4. Implement Zero Trust Architecture

Stop trusting any user or device by default. Zero trust assumes breach and verifies continuously. NIST's Zero Trust Architecture framework (SP 800-207) provides a solid starting point. This approach limits lateral movement even when a phishing attack succeeds.

5. Report Everything

Create a culture where reporting suspicious emails is rewarded, not stigmatized. Every unreported phishing attempt is a missed intelligence opportunity. The CISA phishing reporting page is a resource your team should bookmark. Internally, make reporting as simple as a one-click button in your email client.

Gmail-Specific Steps You Should Take Today

Google has responded to these threats with enhanced protections, but they require user action to fully activate.

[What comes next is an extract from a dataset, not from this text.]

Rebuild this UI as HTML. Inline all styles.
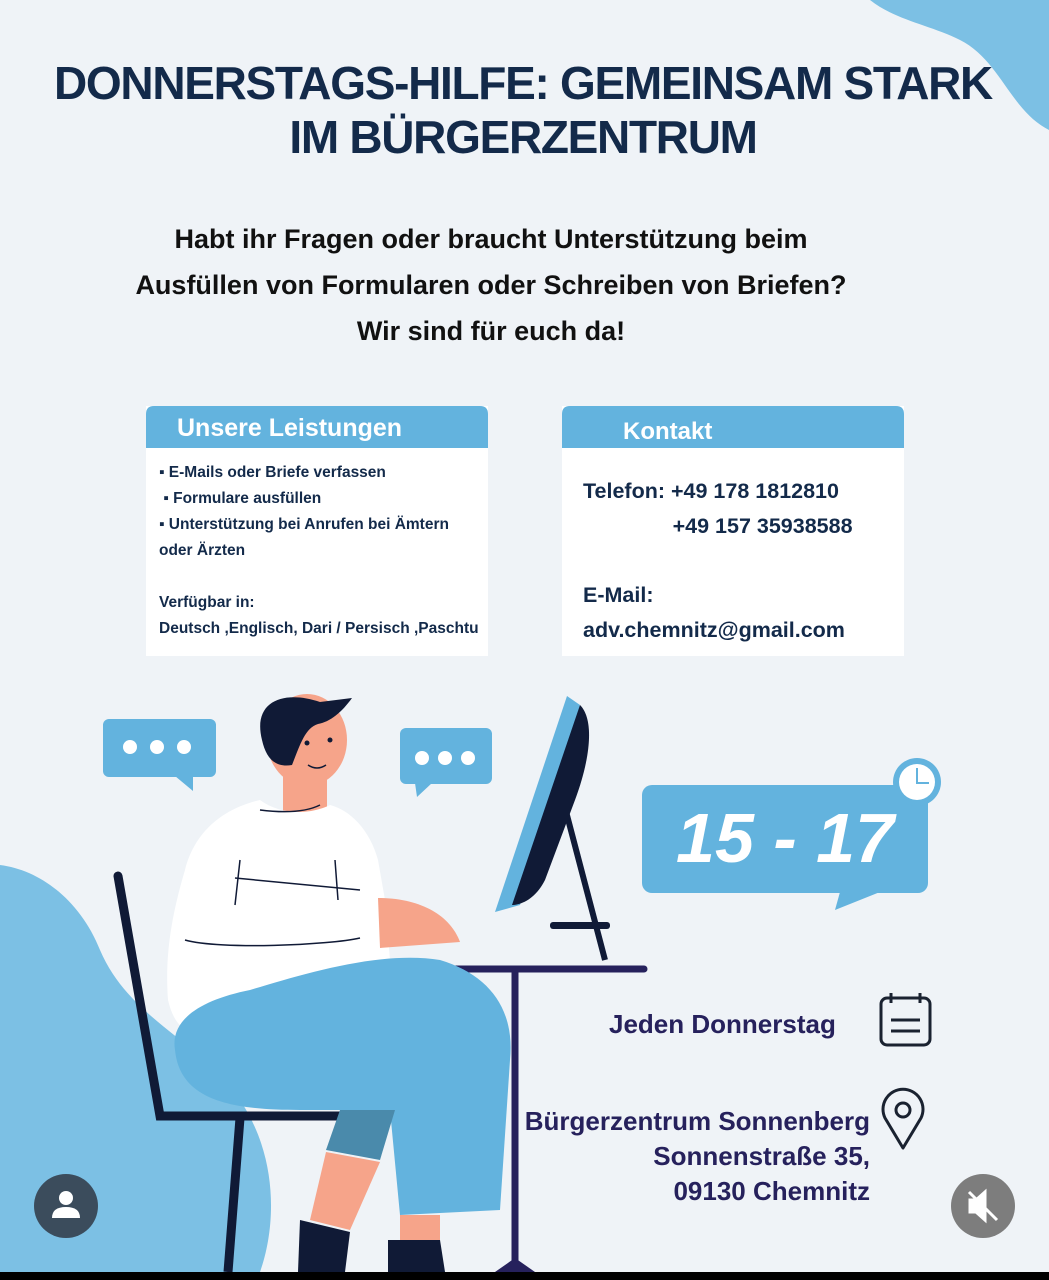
<!DOCTYPE html>
<html><head><meta charset="utf-8"><style>
html,body{margin:0;padding:0}
body{width:1049px;height:1280px;position:relative;overflow:hidden;background:#eff3f7;font-family:"Liberation Sans",sans-serif}
.t{position:absolute;white-space:nowrap;font-weight:bold}
svg{position:absolute;left:0;top:0}
</style></head><body>
<svg width="1049" height="1280" viewBox="0 0 1049 1280">
<path d="M870 0 L1049 0 L1049 130 C1010 110 1000 60 960 40 C930 25 895 20 870 0Z" fill="#7cc0e4"/>
<path d="M0 865 C40 870 80 900 100 950 C130 1020 200 1040 240 1100 C280 1160 275 1230 260 1272 L0 1272Z" fill="#7cc0e4"/>
<rect x="146" y="406" width="342" height="250" fill="#fff"/>
<path d="M146 448 V414 Q146 406 154 406 H480 Q488 406 488 414 V448Z" fill="#63b3de"/>
<rect x="562" y="406" width="342" height="250" fill="#fff"/>
<path d="M562 448 V414 Q562 406 570 406 H896 Q904 406 904 414 V448Z" fill="#63b3de"/>
<rect x="103" y="719" width="113" height="58" rx="6" fill="#63b3de"/>
<path d="M175 776 L193 791 L193 776Z" fill="#63b3de"/>
<circle cx="130" cy="747" r="7" fill="#fff"/><circle cx="157" cy="747" r="7" fill="#fff"/><circle cx="184" cy="747" r="7" fill="#fff"/>
<rect x="400" y="728" width="92" height="56" rx="6" fill="#63b3de"/>
<path d="M415 783 L417 797 L432 783Z" fill="#63b3de"/>
<circle cx="422" cy="758" r="7" fill="#fff"/><circle cx="445" cy="758" r="7" fill="#fff"/><circle cx="468" cy="758" r="7" fill="#fff"/>
<rect x="642" y="785" width="286" height="108" rx="10" fill="#63b3de"/>
<path d="M840 892 L835 910 L880 892Z" fill="#63b3de"/>
<circle cx="917" cy="782" r="24" fill="#63b3de"/><circle cx="917" cy="782" r="18" fill="#fff"/>
<path d="M917 768 V783 H929" stroke="#63b3de" stroke-width="2" fill="none"/>
<path d="M118 876 L160 1116 L360 1116" stroke="#101a36" stroke-width="9" fill="none" stroke-linecap="round"/>
<path d="M240 1118 L228 1272" stroke="#101a36" stroke-width="9"/>
<path d="M372 969 H644" stroke="#26215c" stroke-width="7" stroke-linecap="round"/>
<path d="M515 969 V1270" stroke="#26215c" stroke-width="7"/>
<path d="M495 1272 L515 1258 L535 1272Z" fill="#26215c"/>
<path d="M567 696 L580 705 L520 905 L495 912Z" fill="#63b3de"/>
<path d="M580 705 C595 720 590 760 575 800 L545 880 C535 900 520 905 512 905Z" fill="#101a36"/>
<path d="M563 800 L605 960" stroke="#101a36" stroke-width="6"/>
<rect x="550" y="922" width="60" height="7" rx="3" fill="#101a36"/>
<rect x="283" y="770" width="44" height="50" fill="#f6a48a"/>
<ellipse cx="307" cy="740" rx="40" ry="46" fill="#f6a48a"/>
<path d="M262 740 C252 700 285 690 320 702 L352 698 C342 712 330 722 318 724 C305 728 300 745 292 765 C275 768 266 758 262 740Z" fill="#101a36"/>
<circle cx="307" cy="743" r="2.5" fill="#101a36"/><circle cx="330" cy="740" r="2.5" fill="#101a36"/>
<path d="M308 765 Q317 771 326 765" stroke="#101a36" stroke-width="1.5" fill="none"/>
<path d="M260 800 C225 808 195 830 185 870 C170 920 165 960 168 1000 C175 1030 190 1040 230 1030 L360 990 L390 960 L385 900 L378 860 C370 830 350 810 330 805 C310 815 280 815 260 800Z" fill="#fff"/>
<path d="M260 810 Q300 815 320 805" stroke="#101a36" stroke-width="1.5" fill="none"/>
<path d="M240 860 L235 905 M335 860 L338 900" stroke="#101a36" stroke-width="1.5"/>
<path d="M235 878 L360 890" stroke="#101a36" stroke-width="1.5"/>
<path d="M185 940 C220 950 330 945 360 938" stroke="#101a36" stroke-width="1.5" fill="none"/>
<path d="M378 898 C420 898 450 915 460 942 L380 948Z" fill="#f6a48a"/>
<path d="M175 1050 C170 1020 200 1000 250 990 C300 975 380 950 440 960 C490 975 515 1010 510 1060 L500 1210 L400 1215 L390 1110 L300 1110 C230 1110 180 1100 175 1050Z" fill="#63b3de"/>
<path d="M340 1110 L395 1110 L380 1160 L326 1150Z" fill="#4a8aab"/>
<path d="M326 1152 L380 1162 L350 1230 L310 1220Z" fill="#f6a48a"/>
<path d="M400 1215 L440 1215 L440 1240 L400 1240Z" fill="#f6a48a"/>
<path d="M300 1220 L350 1232 L345 1272 L298 1272Z" fill="#101a36"/>
<path d="M388 1240 L440 1240 L445 1272 L388 1272Z" fill="#101a36"/>
<rect x="881" y="998" width="49" height="47" rx="6" fill="none" stroke="#1a2230" stroke-width="3"/>
<path d="M891 993 V1003 M920 993 V1003 M891 1020 H920 M891 1031 H920" stroke="#1a2230" stroke-width="3"/>
<path d="M903 1148 L885 1118 A20 20 0 1 1 921 1118Z" fill="none" stroke="#1a2230" stroke-width="3" stroke-linejoin="round"/>
<circle cx="903" cy="1110" r="7" fill="none" stroke="#1a2230" stroke-width="3"/>
<circle cx="66" cy="1206" r="32" fill="#3b4c5c"/>
<circle cx="66" cy="1198" r="7" fill="#fff"/><path d="M52 1218 Q52 1207 66 1207 Q80 1207 80 1218Z" fill="#fff"/>
<circle cx="983" cy="1206" r="32" fill="#7d7d7d"/>
<path d="M970 1200 H976 L985 1192 V1220 L976 1212 H970Z M969 1192 L997 1220" stroke="#fff" stroke-width="3" fill="#fff"/>
<rect x="0" y="1272" width="1049" height="8" fill="#000"/>
</svg>
<div class="t" style="left:48px;top:56px;width:950px;text-align:center;font-size:46px;line-height:54px;color:#132a4a;letter-spacing:-1.3px">DONNERSTAGS-HILFE: GEMEINSAM STARK<br>IM BÜRGERZENTRUM</div>
<div class="t" style="left:0;top:216px;width:982px;text-align:center;font-size:27px;line-height:46px;color:#111">Habt ihr Fragen oder braucht Unterstützung beim<br>Ausfüllen von Formularen oder Schreiben von Briefen?<br>Wir sind für euch da!</div>
<div class="t" style="left:177px;top:414px;font-size:25px;color:#fff">Unsere Leistungen</div>
<div class="t" style="left:623px;top:418px;font-size:24px;color:#fff">Kontakt</div>
<div class="t" style="left:159px;top:460px;font-size:15.5px;line-height:26px;color:#132a4a">▪ E-Mails oder Briefe verfassen<br>&nbsp;▪ Formulare ausfüllen<br>▪ Unterstützung bei Anrufen bei Ämtern<br>oder Ärzten<br><br>Verfügbar in:<br>Deutsch ,Englisch, Dari / Persisch ,Paschtu</div>
<div class="t" style="left:583px;top:474px;font-size:21.5px;line-height:35px;color:#132a4a">Telefon: +49 178 1812810<br>&nbsp;&nbsp;&nbsp;&nbsp;&nbsp;&nbsp;&nbsp;&nbsp;&nbsp;&nbsp;&nbsp;&nbsp;&nbsp;&nbsp;&nbsp;+49 157 35938588</div>
<div class="t" style="left:583px;top:578px;font-size:21.5px;line-height:35px;color:#132a4a">E-Mail:<br>adv.chemnitz@gmail.com</div>
<div class="t" style="left:642px;top:798px;width:286px;text-align:center;font-size:70px;font-style:italic;color:#fff">15 - 17</div>
<div class="t" style="left:609px;top:1009px;font-size:26px;color:#26215c">Jeden Donnerstag</div>
<div class="t" style="left:500px;top:1104px;width:370px;text-align:right;font-size:26px;line-height:35px;color:#26215c">Bürgerzentrum Sonnenberg<br>Sonnenstraße 35,<br>09130 Chemnitz</div>
</body></html>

  • Turn on Google's Advanced Protection Program if you're a high-value target (executives, finance, IT admins).
  • Review your Gmail account recovery options. Remove outdated phone numbers and email addresses that an attacker could exploit.
  • Check your account's recent security activity at myaccount.google.com/security-checkup. Do this monthly.
  • Enable "Enhanced Safe Browsing" in Chrome and Gmail settings for real-time phishing detection.
  • Never approve unexpected MFA prompts. If you get a login approval request you didn't initiate, deny it immediately and change your password.

The Threat Is Accelerating — So Should Your Response

I want to be blunt: AI isn't making phishing slightly better. It's fundamentally transforming the economics and effectiveness of social engineering. A single threat actor with a laptop and access to publicly available AI tools can now launch campaigns that previously required a well-funded team.

The FBI warns Gmail users of sophisticated AI-driven phishing attacks because the threat is real, it's growing, and it's already causing significant financial damage. The organizations that survive this wave will be the ones that combine technical controls like MFA and zero trust with continuous, realistic security awareness training.

Your employees are your last line of defense. Make sure they're ready.